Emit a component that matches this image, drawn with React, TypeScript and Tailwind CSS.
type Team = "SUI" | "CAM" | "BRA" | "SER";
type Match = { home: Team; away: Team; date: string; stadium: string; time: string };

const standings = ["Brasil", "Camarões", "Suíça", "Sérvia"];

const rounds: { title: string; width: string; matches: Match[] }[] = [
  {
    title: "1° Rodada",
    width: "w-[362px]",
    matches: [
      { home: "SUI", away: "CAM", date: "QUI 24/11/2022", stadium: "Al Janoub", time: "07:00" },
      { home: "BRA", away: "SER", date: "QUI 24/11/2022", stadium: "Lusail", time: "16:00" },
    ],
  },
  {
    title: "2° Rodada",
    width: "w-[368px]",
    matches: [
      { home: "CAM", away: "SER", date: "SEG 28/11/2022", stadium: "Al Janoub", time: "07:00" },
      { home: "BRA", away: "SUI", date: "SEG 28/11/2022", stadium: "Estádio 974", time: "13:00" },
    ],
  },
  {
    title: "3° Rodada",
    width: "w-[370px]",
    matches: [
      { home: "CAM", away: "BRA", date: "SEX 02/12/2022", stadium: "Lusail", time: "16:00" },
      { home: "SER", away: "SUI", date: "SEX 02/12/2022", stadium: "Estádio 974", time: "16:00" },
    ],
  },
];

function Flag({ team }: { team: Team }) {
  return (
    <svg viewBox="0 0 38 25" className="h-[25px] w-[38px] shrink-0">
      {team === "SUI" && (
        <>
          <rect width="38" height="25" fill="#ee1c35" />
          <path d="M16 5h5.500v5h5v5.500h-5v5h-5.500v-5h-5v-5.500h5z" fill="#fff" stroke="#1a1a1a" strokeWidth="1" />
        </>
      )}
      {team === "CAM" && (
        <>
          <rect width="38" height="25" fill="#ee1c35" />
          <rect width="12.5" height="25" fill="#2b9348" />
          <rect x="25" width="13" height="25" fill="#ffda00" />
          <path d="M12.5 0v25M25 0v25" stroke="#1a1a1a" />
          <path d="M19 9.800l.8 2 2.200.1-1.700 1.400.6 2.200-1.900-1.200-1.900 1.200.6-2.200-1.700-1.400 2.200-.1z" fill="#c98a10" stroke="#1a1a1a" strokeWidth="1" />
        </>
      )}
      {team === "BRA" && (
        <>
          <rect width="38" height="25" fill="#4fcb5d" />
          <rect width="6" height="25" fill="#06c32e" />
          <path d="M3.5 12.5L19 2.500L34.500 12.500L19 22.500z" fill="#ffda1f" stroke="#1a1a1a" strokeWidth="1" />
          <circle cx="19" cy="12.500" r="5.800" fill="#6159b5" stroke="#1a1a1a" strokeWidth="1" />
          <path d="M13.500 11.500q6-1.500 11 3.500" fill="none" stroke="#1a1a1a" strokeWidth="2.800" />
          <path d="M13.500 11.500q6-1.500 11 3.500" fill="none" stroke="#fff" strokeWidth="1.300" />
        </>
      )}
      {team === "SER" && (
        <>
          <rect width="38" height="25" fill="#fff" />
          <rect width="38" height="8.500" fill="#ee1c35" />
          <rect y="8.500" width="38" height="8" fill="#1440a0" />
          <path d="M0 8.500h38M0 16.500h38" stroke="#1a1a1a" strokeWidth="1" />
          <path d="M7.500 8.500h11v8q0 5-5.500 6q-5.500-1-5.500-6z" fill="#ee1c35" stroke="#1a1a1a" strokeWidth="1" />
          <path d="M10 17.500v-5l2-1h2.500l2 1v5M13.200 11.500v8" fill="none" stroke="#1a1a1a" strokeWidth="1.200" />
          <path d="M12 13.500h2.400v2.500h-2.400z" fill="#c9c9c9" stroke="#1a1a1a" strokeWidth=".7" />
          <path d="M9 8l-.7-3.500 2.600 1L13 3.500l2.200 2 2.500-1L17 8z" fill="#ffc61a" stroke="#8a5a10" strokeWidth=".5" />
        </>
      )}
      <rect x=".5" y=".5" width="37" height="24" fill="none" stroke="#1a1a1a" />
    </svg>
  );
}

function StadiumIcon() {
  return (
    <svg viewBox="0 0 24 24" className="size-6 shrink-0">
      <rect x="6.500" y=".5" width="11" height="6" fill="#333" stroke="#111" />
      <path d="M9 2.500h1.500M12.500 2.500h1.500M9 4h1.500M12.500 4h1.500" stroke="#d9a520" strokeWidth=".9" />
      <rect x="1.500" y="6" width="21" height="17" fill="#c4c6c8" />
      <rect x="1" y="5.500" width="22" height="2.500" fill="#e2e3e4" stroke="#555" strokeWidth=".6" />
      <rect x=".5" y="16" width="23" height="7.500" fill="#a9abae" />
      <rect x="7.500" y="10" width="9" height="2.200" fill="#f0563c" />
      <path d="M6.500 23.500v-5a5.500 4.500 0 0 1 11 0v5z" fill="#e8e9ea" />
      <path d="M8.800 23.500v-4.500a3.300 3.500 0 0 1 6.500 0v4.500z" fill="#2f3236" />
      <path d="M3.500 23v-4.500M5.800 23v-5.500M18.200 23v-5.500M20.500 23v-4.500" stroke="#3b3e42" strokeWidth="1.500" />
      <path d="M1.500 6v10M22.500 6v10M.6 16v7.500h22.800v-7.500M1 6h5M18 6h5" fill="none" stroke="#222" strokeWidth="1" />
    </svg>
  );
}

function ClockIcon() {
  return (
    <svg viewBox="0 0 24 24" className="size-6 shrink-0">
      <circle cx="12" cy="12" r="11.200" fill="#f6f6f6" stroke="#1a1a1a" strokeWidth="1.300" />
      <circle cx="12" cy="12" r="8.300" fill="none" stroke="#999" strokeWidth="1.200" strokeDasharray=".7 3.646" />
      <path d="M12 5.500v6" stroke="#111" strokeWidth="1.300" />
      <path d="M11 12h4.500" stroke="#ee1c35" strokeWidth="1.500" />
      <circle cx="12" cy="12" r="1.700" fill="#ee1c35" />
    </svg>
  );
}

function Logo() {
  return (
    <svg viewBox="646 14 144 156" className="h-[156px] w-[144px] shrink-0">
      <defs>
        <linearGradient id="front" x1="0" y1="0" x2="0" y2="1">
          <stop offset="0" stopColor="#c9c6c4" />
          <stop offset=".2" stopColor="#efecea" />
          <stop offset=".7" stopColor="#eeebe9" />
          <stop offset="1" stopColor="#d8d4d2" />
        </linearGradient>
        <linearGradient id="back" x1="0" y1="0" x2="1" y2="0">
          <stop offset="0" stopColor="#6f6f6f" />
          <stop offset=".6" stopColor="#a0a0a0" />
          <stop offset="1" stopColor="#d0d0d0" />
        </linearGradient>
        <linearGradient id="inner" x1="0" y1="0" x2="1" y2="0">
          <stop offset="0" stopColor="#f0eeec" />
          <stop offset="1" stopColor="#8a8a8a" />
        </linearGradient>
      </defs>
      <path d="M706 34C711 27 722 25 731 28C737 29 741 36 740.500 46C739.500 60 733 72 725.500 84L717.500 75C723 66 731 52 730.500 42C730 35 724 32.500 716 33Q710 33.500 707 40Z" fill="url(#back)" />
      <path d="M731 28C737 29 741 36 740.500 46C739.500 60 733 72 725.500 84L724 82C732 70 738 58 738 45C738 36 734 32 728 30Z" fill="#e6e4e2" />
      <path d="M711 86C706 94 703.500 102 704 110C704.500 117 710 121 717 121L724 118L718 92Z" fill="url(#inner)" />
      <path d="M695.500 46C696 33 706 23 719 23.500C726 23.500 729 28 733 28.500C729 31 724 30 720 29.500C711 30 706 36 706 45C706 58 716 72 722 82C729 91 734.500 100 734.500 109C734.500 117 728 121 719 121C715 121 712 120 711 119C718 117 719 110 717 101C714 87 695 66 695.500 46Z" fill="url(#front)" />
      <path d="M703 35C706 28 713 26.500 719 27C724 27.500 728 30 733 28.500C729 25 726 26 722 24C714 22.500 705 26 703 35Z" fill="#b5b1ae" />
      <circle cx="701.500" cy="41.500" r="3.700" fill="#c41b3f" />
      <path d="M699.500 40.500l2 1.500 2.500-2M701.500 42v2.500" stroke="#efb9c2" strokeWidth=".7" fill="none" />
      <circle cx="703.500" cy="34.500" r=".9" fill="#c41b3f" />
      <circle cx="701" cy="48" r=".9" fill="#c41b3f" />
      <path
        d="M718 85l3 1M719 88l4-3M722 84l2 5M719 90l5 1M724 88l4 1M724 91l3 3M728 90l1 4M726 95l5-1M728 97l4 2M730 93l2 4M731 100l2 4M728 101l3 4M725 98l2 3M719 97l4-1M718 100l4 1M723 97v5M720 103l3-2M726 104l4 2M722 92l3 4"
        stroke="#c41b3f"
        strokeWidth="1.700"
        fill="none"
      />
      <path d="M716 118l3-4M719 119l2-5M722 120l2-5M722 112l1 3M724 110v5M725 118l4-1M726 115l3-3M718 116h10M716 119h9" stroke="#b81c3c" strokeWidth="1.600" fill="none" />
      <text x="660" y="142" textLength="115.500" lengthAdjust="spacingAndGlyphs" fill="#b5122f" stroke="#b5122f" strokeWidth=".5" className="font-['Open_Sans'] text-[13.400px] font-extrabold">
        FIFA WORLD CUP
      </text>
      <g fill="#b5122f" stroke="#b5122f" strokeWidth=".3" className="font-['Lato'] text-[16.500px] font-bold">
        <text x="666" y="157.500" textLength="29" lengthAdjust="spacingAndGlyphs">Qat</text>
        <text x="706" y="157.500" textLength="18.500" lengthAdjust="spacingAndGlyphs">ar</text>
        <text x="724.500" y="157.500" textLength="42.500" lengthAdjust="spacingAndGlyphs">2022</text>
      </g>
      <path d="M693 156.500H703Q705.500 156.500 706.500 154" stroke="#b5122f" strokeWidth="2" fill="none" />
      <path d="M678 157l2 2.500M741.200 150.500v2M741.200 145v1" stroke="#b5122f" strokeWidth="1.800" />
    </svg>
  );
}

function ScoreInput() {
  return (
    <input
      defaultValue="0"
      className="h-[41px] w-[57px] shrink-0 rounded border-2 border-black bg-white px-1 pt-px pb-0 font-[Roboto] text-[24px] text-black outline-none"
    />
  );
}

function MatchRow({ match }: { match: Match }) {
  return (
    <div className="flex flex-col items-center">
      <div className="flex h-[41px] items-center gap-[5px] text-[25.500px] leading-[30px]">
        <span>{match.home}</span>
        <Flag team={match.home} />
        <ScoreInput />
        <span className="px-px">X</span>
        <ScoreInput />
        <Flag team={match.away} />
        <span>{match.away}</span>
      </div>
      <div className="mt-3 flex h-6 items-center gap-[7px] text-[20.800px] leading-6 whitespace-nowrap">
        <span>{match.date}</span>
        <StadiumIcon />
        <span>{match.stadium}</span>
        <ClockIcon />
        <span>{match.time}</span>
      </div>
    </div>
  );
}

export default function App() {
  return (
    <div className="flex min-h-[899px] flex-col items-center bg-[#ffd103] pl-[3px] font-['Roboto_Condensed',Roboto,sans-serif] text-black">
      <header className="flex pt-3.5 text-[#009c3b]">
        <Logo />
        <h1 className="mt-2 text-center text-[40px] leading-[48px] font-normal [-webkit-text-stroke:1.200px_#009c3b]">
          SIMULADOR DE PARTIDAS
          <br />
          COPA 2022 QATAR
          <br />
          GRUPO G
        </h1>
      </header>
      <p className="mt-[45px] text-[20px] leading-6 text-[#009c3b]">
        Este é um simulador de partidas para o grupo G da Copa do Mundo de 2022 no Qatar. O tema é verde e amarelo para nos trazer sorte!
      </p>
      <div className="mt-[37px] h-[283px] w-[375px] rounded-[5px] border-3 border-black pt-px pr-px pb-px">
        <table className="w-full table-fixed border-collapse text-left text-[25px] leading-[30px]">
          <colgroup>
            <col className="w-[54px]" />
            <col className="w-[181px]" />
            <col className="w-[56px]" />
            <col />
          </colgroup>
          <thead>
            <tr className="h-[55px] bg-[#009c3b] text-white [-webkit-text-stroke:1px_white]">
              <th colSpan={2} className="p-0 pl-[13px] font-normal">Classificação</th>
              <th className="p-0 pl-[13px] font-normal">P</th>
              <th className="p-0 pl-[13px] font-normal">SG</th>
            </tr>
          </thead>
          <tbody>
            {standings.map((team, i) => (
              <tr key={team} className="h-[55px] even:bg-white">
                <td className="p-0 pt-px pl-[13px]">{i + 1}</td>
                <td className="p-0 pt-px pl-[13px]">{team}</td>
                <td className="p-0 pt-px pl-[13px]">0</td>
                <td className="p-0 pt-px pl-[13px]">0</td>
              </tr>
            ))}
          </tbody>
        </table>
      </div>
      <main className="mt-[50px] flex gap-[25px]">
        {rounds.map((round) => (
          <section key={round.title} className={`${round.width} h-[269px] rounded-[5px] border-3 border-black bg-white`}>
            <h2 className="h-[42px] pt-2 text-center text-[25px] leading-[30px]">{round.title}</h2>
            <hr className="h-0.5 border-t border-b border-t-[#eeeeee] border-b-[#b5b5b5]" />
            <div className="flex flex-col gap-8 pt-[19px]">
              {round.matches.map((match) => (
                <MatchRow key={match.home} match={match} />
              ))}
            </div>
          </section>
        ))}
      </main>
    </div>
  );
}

_Work to be completed_
Include the first line, the line containing "Team; away: Team;", and every line between them, copied exactly from the material above; output no other line.

_Solution_
Emit a component that matches this image, drawn with React, TypeScript and Tailwind CSS.
type Team = "SUI" | "CAM" | "BRA" | "SER";
type Match = { home: Team; away: Team; date: string; stadium: string; time: string };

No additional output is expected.